[Start]
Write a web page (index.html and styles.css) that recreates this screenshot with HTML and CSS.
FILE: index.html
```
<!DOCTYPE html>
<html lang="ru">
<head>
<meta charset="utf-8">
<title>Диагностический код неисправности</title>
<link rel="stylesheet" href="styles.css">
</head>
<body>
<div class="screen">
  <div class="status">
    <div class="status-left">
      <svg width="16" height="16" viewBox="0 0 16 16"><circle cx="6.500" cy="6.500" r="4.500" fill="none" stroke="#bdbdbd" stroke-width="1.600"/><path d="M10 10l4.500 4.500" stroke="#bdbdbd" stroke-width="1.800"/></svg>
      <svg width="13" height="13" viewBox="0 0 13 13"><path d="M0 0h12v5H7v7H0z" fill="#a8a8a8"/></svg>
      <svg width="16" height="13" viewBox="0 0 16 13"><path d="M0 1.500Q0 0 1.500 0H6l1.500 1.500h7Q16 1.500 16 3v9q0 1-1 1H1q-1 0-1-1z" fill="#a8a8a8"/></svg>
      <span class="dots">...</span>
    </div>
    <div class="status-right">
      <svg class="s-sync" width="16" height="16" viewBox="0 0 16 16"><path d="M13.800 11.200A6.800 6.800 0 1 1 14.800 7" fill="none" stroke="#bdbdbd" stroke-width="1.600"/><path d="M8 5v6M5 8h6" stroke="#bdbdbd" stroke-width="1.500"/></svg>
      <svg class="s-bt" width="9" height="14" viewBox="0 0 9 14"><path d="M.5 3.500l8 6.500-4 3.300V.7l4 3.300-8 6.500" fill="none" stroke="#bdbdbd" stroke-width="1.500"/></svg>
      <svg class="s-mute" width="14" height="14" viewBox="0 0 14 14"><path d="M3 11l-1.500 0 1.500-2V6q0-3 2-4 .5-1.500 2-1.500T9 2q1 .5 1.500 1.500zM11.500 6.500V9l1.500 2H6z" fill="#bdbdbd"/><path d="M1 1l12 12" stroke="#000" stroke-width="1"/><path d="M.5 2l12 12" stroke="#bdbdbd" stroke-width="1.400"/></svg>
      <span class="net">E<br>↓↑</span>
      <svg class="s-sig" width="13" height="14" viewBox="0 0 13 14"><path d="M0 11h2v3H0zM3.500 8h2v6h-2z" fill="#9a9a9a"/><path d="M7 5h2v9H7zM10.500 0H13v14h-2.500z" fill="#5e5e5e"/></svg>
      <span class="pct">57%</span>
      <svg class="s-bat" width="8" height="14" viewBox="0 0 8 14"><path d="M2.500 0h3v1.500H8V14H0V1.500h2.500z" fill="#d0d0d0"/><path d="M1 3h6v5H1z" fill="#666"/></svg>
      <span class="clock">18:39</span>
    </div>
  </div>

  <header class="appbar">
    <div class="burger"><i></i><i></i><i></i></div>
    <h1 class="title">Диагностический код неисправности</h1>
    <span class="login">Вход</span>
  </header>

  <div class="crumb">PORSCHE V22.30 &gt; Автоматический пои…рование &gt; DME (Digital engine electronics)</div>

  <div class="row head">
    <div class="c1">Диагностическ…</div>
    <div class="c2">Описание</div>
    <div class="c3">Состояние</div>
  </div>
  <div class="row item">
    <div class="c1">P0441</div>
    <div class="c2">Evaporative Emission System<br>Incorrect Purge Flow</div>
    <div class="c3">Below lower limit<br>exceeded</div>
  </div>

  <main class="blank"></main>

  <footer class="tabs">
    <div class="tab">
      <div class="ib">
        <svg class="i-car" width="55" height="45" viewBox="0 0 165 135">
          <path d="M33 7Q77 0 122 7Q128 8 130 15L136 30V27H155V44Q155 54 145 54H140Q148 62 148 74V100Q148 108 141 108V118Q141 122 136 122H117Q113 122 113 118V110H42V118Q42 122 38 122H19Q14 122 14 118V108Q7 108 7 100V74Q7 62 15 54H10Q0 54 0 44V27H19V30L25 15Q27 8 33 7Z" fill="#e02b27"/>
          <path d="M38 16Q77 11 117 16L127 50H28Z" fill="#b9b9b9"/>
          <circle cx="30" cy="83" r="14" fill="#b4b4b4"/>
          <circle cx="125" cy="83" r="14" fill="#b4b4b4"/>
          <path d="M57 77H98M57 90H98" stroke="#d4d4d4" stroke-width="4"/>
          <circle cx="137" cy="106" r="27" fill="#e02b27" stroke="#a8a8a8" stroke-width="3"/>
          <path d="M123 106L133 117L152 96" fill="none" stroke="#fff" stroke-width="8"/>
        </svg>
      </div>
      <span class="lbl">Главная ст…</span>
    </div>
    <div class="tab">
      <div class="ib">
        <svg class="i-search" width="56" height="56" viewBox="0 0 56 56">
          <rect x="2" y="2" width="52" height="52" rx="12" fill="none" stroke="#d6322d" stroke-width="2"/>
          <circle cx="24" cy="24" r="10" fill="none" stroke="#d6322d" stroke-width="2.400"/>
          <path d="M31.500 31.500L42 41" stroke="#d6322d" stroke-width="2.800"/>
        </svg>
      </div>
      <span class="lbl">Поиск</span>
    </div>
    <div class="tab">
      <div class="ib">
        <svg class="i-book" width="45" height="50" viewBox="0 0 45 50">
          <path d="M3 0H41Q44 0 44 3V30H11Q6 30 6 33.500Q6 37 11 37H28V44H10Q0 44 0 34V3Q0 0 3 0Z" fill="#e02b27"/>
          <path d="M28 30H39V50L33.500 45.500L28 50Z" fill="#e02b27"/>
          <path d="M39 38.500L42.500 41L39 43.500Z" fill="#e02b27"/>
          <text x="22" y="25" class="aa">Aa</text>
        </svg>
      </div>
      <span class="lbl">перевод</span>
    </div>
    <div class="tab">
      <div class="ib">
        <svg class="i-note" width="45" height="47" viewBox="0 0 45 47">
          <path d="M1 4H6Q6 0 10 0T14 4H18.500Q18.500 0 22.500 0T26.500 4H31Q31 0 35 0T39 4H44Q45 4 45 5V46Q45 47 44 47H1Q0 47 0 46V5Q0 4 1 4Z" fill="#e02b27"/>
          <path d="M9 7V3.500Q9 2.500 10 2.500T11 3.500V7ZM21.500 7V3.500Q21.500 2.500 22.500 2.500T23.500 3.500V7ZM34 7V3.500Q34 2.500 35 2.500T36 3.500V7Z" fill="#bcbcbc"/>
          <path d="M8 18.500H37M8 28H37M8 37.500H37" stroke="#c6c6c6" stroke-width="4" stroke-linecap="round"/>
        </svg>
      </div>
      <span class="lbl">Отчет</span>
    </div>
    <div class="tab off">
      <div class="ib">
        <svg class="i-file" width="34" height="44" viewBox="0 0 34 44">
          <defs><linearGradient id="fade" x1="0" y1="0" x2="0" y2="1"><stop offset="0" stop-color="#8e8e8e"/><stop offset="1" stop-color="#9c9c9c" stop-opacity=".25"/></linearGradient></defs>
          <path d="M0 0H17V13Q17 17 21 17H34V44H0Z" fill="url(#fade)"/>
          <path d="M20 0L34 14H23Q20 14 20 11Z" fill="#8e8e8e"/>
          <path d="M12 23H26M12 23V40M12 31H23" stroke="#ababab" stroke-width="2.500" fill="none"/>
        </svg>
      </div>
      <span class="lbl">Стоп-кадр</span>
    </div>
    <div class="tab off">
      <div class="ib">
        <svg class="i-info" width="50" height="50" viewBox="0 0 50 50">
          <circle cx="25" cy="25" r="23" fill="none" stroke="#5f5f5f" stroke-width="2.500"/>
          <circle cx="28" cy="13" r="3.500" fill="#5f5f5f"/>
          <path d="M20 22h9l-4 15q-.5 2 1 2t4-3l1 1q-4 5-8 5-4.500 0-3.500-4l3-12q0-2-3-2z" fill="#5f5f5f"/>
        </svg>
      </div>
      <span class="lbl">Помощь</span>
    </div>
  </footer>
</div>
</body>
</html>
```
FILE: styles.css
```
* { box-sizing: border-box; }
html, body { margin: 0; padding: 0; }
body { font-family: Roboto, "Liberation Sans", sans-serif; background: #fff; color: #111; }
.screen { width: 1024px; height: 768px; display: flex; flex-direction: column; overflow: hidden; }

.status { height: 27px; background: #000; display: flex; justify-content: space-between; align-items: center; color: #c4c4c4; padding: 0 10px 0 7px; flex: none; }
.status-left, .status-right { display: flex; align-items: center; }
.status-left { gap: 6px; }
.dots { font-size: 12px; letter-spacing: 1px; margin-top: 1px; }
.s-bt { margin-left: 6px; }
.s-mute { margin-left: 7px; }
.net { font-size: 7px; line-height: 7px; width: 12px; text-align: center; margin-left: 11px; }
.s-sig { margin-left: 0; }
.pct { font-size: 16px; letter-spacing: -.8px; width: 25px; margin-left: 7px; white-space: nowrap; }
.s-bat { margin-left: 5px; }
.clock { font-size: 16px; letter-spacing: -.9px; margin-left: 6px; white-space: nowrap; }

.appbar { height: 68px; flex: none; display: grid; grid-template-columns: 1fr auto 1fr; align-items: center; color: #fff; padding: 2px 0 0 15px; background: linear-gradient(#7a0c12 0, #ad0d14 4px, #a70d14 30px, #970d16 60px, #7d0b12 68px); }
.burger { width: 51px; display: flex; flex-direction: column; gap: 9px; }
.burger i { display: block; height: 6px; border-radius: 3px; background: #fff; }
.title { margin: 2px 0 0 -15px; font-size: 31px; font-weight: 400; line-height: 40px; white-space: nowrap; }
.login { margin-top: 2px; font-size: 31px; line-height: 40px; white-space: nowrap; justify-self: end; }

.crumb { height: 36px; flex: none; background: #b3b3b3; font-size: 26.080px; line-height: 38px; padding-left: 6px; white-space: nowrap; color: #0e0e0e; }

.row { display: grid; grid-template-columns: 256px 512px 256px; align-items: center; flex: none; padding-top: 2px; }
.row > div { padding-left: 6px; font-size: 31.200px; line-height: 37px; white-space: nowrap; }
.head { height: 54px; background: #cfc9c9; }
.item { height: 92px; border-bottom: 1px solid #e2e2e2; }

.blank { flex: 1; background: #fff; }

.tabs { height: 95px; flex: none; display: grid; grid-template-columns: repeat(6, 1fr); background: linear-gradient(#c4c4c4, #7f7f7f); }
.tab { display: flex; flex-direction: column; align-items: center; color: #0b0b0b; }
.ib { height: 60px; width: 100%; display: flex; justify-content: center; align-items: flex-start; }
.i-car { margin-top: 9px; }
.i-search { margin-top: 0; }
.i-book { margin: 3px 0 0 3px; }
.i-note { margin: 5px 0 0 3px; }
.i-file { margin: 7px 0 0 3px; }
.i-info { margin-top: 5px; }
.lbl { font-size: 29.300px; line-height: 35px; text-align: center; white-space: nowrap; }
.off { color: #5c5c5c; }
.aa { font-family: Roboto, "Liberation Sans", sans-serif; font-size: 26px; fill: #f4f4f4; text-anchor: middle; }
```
[End]
**PROBLEM DETAILS:**
Tally up the lines of the listing containing the word "html". Give only the total.

**FINISHED TASK:**
6